American also tied the capacity increase to an improved Business Class experience on widebody routes to East Asia and other long-haul regions, including upgraded sleep amenities (like pajamas and mattress pads) and refreshed dining and beverage programs. For professionals, the point isn’t the pajamas — it’s what they signal: American is chasing higher-yield travelers on competitive long-haul markets where product perception influences share, especially when you’re selling connecting itineraries through hubs like DFW (DFW) and LAX (LAX).

Domestic expansion: 15 new routes designed to feed hubs (not steal headlines)
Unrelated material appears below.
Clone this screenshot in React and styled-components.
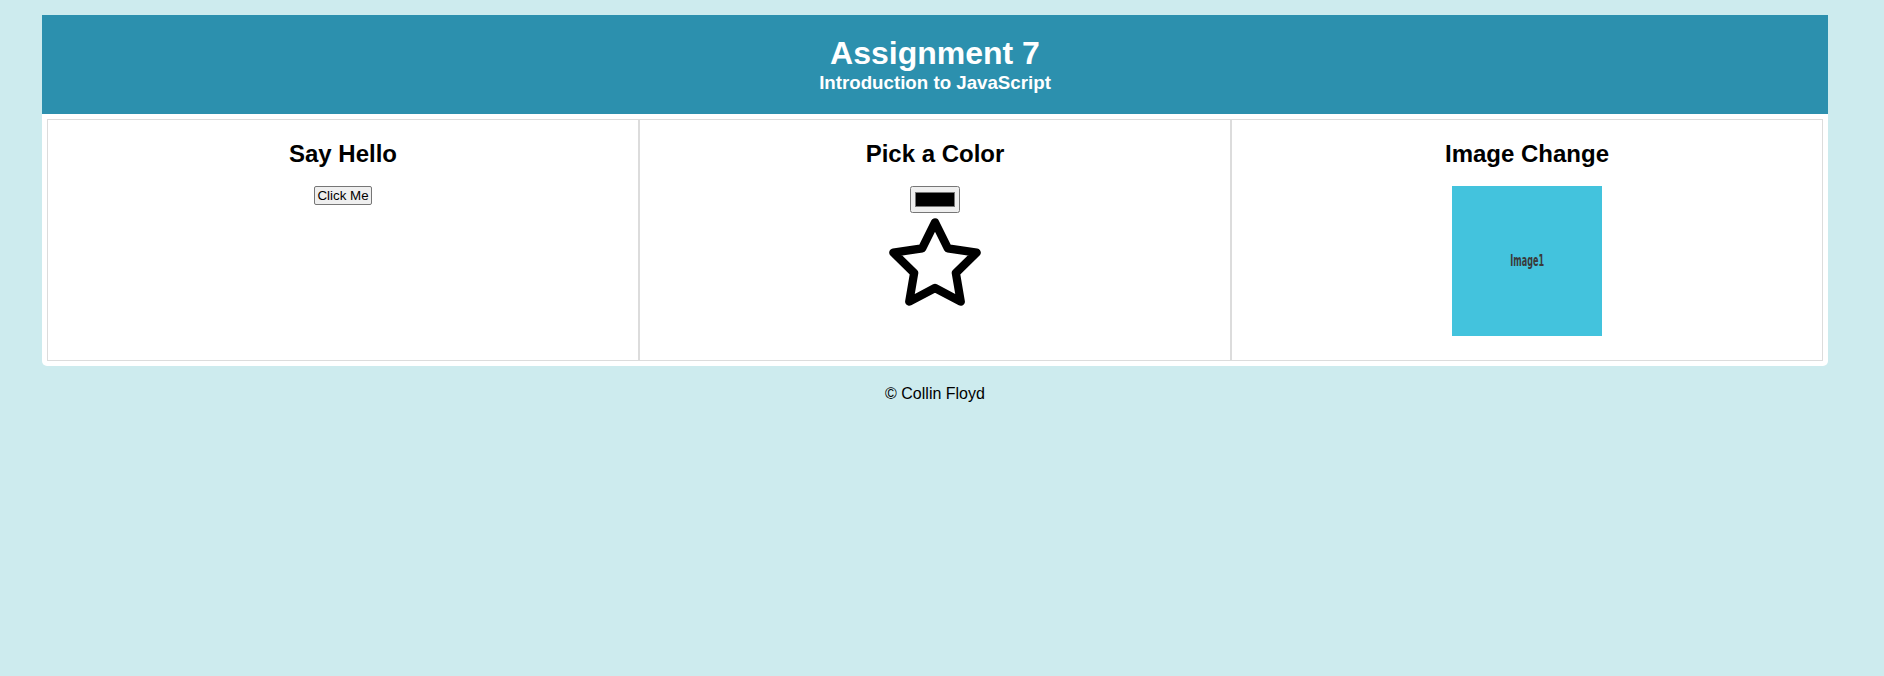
import React from "react";
import styled, { createGlobalStyle } from "styled-components";

const GlobalStyle = createGlobalStyle`
  html, body {
    margin: 0;
    padding: 0;
    background: #cdebee;
    font-family: "Liberation Sans", Arial, sans-serif;
    font-size: 16px;
    color: #000;
  }
`;

const Wrapper = styled.div`
  width: 1786px;
  margin: 15px 0 0 42px;
`;

const Header = styled.header`
  background: #2c90ae;
  color: #fff;
  text-align: center;
  padding: 20px 0 20px;
`;

const Title = styled.h1`
  margin: 0;
  font-size: 32px;
  font-weight: bold;
`;

const Subtitle = styled.h3`
  margin: 0;
  font-size: 18.72px;
  font-weight: bold;
`;

const Main = styled.main`
  background: #fff;
  padding: 5px;
  border-radius: 0 0 5px 5px;
  display: grid;
  grid-template-columns: repeat(3, 1fr);
`;

const Cell = styled.section`
  border: 1px solid #dcdcdc;
  display: flex;
  flex-direction: column;
  align-items: center;
  padding-bottom: 24px;
`;

const CellTitle = styled.h2`
  margin: 20px 0 18px;
  font-size: 24px;
  font-weight: bold;
  line-height: normal;
`;

const Button = styled.button`
  font-family: "Liberation Sans", Arial, sans-serif;
  font-size: 13.333px;
  line-height: normal;
  padding: 1px 2px;
  border: 1px solid #767676;
  border-radius: 2px;
  background: #efefef;
  color: #000;
`;

const ColorInput = styled.input`
  width: 50px;
  height: 27px;
  margin: 0;
`;

const StarSvg = styled.svg`
  display: block;
  width: 100px;
  height: 100px;
  margin-top: 1px;
`;

const ImageBox = styled.div`
  width: 150px;
  height: 150px;
  background: #43c3dd;
  display: flex;
  align-items: center;
  justify-content: center;
`;

const ImageLabel = styled.span`
  font-family: "DejaVu Sans Condensed", "DejaVu Sans", sans-serif;
  font-stretch: condensed;
  font-weight: bold;
  font-size: 15px;
  color: #3a3a3a;
  transform: scaleX(0.6);
  display: inline-block;
`;

const Footer = styled.footer`
  text-align: center;
  margin-top: 19px;
  line-height: normal;
`;

function Star() {
  return (
    <StarSvg viewBox="0 0 24 24" fill="none" stroke="#000" strokeWidth="2" strokeLinecap="round" strokeLinejoin="round">
      <polygon points="12 2 15.09 8.26 22 9.27 17 14.14 18.18 21.02 12 17.77 5.82 21.02 7 14.14 2 9.27 8.91 8.26 12 2" />
    </StarSvg>
  );
}

export default function App() {
  return (
    <>
      <GlobalStyle />
      <Wrapper>
        <Header>
          <Title>Assignment 7</Title>
          <Subtitle>Introduction to JavaScript</Subtitle>
        </Header>
        <Main>
          <Cell>
            <CellTitle>Say Hello</CellTitle>
            <Button type="button">Click Me</Button>
          </Cell>
          <Cell>
            <CellTitle>Pick a Color</CellTitle>
            <ColorInput type="color" defaultValue="#000000" />
            <Star />
          </Cell>
          <Cell>
            <CellTitle>Image Change</CellTitle>
            <ImageBox>
              <ImageLabel>Image1</ImageLabel>
            </ImageBox>
          </Cell>
        </Main>
        <Footer>© Collin Floyd</Footer>
      </Wrapper>
    </>
  );
}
American’s 15 new domestic routes for 2026 are mostly about connectivity — and the aircraft choices confirm it. You’re looking at a heavy mix of Embraer 175 (E175), Embraer 170 (E170), and Bombardier CRJ variants (CRJ-700 and CRJ-900), with one notable mainline narrowbody deployment: Airbus A321neo on Phoenix (PHX) to Anchorage (ANC).

A few moves stand out:

  • Lincoln, Nebraska (LNK) gets real hub connectivity. American is launching service into Lincoln (LNK) from multiple hubs, including Chicago O’Hare (ORD) and Dallas–Fort Worth (DFW), using CRJ-700s. This is exactly how a big network carrier rebuilds relevance in smaller markets: consistent daily service (or better), timed for connections, and aircraft sized to minimize risk.

  • Phoenix (PHX) continues to grow as a connecting platform. PHX is adding routes like PHX–Abilene (ABI), PHX–McAllen (MFE), and PHX–Rapid City (RAP), plus PHX–Anchorage (ANC) on the A321neo (seasonal). The A321neo’s range and efficiency make it well-suited to long domestic sectors like PHX–ANC where an RJ isn’t viable and widebody capacity would be overkill.

  • Chicago O’Hare (ORD) is getting depth, not just breadth. New service from ORD to Erie (ERI), ORD to Tri-Cities (TRI), and ORD to Lincoln (LNK) is the kind of incremental growth that improves network utility — especially when you’re trying to keep ORD relevant in a fiercely competitive hub environment.

Chicago O’Hare: 500+ daily departures and a premium-forward positioning

American’s messaging around Chicago O’Hare (ORD) is unusually direct: more than 500 daily departures next summer, growth toward 180+ destinations, and a spring schedule up more than 30% versus 2025 with peak days exceeding 480 departures.

Two details matter for the pro crowd:

  1. Dual-class aircraft across the board. American states every ORD flight will operate with dual-class cabins, which is a clear corporate-and-loyalty strategy: protect premium upsell opportunities even on regional routes.

  2. Premium long-haul product anchored at ORD. American has used Chicago (ORD) as an early market for its evolving premium strategy — including service where “Flagship Suite” branding is part of the sales story on select long-haul flying. That’s consistent with American’s broader push to win higher-yield traffic in competitive hubs through cabin product, not just schedule.

Bottom Line

American’s 2026 plan is a case study in modern network management: use the 787-8 for long-thin and seasonal long-haul (PHL–BUD, PHL–PRG, DFW–ATH, DFW–EZE, MIA–MXP), upgauge to 777 family aircraft where premium demand and slot value justify it (DFW/LAX–HND, DFW–ZRH), and stitch the whole thing together with regional lift that feeds hubs efficiently (especially ORD, PHX, and DFW).

It’s not just “new routes.” It’s a deliberate bet on connectivity, right-sized capacity, and a premium narrative that’s clearly aimed at winning share where it actually matters: constrained global gateways and high-value summer demand peaks.